--- Request ---
Select from the records below every line that has the word "TypeScript" in it.
====== The records ======
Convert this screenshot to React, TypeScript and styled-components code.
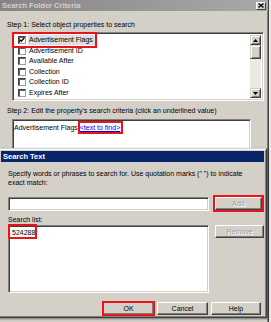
======
====== The records ======
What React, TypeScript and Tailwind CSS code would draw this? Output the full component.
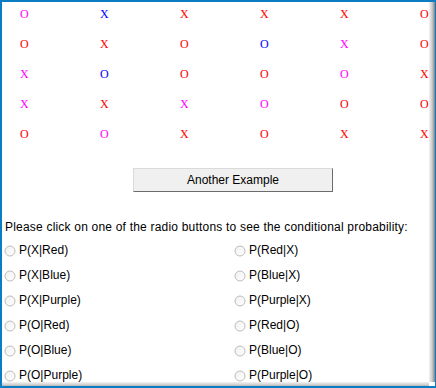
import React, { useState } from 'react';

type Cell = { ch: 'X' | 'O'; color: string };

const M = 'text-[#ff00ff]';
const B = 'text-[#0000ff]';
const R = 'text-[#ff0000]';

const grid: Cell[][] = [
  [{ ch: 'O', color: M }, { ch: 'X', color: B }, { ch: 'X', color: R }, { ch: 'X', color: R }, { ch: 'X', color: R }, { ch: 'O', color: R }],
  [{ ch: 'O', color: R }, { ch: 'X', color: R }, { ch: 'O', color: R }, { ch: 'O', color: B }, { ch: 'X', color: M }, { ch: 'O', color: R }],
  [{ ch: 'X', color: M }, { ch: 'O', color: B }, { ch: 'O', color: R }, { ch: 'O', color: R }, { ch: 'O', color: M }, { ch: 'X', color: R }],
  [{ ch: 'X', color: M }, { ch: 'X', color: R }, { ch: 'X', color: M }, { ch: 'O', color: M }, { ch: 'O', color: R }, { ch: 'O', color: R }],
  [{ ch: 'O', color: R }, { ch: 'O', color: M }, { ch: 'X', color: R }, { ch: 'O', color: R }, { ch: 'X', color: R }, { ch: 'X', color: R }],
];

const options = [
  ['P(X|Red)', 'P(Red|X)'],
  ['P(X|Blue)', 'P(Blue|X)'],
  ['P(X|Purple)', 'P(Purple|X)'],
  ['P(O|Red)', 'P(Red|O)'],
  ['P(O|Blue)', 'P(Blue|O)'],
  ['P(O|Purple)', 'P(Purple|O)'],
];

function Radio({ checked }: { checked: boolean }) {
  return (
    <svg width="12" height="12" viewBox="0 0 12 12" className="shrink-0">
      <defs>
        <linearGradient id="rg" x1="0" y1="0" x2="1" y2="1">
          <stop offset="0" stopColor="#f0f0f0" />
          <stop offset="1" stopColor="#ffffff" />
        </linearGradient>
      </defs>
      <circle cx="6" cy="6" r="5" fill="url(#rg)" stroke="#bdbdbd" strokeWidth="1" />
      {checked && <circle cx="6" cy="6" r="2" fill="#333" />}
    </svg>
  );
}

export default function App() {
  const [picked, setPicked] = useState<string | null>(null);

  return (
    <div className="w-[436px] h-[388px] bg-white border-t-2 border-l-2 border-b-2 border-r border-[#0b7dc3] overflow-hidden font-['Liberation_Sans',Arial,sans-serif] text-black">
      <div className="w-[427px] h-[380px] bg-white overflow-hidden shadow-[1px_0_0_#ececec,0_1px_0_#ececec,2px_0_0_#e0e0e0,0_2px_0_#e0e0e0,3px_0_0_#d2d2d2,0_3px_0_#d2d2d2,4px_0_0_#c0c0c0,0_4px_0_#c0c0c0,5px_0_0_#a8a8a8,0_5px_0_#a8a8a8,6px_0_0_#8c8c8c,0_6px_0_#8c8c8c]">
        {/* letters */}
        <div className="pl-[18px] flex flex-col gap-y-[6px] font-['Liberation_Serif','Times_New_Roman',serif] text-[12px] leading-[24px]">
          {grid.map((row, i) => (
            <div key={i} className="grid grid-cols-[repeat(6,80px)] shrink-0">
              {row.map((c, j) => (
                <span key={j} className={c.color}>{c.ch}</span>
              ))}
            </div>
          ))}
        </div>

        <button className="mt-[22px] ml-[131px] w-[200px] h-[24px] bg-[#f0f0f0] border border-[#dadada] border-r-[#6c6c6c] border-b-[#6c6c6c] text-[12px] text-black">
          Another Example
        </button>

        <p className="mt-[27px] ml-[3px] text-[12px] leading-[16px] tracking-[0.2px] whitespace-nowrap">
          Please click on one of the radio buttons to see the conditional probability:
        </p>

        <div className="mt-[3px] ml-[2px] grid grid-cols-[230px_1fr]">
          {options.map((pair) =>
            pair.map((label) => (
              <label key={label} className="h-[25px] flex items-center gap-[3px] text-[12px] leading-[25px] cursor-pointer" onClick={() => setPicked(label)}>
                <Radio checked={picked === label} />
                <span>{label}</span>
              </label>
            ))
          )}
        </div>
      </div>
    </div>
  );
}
======
====== The records ======
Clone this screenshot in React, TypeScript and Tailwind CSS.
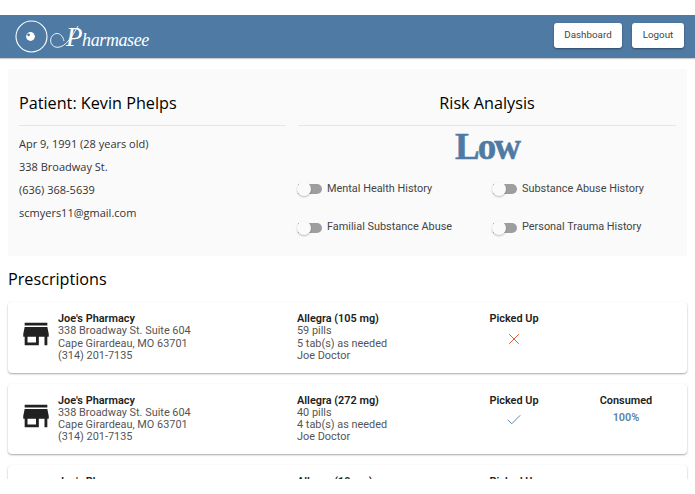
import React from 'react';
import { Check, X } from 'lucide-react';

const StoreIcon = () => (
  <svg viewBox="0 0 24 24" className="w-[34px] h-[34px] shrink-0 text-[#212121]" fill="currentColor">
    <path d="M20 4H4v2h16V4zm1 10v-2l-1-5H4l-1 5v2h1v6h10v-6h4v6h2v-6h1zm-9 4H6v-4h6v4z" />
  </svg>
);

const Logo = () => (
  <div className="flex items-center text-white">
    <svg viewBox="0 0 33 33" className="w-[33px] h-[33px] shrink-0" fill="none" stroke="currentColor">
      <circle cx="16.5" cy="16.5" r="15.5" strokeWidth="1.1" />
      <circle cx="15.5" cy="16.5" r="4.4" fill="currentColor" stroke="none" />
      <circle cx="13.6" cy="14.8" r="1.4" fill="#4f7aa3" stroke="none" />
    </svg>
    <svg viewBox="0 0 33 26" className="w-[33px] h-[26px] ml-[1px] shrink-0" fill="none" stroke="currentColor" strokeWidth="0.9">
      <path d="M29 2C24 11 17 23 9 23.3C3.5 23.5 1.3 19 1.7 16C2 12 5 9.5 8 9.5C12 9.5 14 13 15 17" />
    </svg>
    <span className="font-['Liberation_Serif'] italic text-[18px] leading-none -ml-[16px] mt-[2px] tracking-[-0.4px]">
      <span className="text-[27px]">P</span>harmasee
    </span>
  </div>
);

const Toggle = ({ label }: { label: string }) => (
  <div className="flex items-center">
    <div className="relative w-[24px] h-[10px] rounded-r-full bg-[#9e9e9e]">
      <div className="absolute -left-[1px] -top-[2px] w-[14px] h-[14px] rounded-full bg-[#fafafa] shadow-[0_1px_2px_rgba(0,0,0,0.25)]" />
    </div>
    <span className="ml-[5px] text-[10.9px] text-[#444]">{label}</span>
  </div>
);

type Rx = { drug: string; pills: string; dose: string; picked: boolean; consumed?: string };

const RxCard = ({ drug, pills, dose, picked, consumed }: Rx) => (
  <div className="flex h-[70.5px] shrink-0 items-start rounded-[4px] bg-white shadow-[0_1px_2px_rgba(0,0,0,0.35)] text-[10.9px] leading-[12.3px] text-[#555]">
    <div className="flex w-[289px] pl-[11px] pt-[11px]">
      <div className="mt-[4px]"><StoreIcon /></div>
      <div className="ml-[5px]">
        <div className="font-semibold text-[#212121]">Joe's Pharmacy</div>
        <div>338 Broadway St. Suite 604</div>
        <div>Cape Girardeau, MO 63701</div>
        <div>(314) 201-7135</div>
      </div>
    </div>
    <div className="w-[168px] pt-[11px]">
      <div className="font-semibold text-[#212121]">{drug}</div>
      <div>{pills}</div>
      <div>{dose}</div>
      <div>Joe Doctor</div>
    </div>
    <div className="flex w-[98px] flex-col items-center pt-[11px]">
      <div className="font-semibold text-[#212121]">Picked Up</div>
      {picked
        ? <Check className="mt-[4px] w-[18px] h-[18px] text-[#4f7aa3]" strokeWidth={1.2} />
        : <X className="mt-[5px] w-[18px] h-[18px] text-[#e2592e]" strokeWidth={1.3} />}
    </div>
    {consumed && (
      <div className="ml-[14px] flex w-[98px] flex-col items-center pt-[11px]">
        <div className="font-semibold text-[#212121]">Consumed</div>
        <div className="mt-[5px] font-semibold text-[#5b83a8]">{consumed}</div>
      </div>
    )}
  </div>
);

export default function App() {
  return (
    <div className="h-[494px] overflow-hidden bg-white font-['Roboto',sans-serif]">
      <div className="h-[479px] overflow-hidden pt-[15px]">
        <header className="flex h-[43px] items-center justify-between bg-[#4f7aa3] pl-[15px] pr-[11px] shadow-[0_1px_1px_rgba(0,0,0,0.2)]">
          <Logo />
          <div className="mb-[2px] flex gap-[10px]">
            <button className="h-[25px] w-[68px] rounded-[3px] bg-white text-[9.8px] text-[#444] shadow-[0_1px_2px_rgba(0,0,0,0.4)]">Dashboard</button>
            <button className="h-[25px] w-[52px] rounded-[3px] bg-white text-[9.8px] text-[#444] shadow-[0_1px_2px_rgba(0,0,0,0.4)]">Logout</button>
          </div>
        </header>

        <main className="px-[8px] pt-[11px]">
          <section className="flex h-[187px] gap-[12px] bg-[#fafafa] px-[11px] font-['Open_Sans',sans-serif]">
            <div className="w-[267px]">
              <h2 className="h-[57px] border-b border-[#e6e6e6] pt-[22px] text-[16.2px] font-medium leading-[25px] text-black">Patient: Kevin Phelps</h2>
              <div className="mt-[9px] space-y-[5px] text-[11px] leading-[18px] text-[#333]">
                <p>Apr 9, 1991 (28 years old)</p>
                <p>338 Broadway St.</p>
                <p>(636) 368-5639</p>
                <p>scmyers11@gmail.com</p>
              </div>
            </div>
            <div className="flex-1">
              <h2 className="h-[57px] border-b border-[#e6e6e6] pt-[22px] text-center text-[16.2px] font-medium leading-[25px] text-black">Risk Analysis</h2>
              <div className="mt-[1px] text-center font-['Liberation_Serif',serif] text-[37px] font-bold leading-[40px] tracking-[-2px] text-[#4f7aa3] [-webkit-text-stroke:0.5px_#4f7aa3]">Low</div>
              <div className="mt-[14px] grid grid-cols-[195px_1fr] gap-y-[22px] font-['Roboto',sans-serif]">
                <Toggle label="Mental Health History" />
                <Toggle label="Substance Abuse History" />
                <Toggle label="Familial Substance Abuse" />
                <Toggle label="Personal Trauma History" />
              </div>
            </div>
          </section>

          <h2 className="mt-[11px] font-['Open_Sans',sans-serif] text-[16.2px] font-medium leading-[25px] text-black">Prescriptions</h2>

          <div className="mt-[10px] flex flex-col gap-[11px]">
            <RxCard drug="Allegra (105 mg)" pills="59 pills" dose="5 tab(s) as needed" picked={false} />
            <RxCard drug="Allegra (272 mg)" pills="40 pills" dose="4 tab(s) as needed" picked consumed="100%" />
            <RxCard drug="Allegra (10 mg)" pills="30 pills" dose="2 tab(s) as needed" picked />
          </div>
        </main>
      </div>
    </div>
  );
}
======
--- Solution to the exercise ---
Convert this screenshot to React, TypeScript and styled-components code.
What React, TypeScript and Tailwind CSS code would draw this? Output the full component.
Clone this screenshot in React, TypeScript and Tailwind CSS.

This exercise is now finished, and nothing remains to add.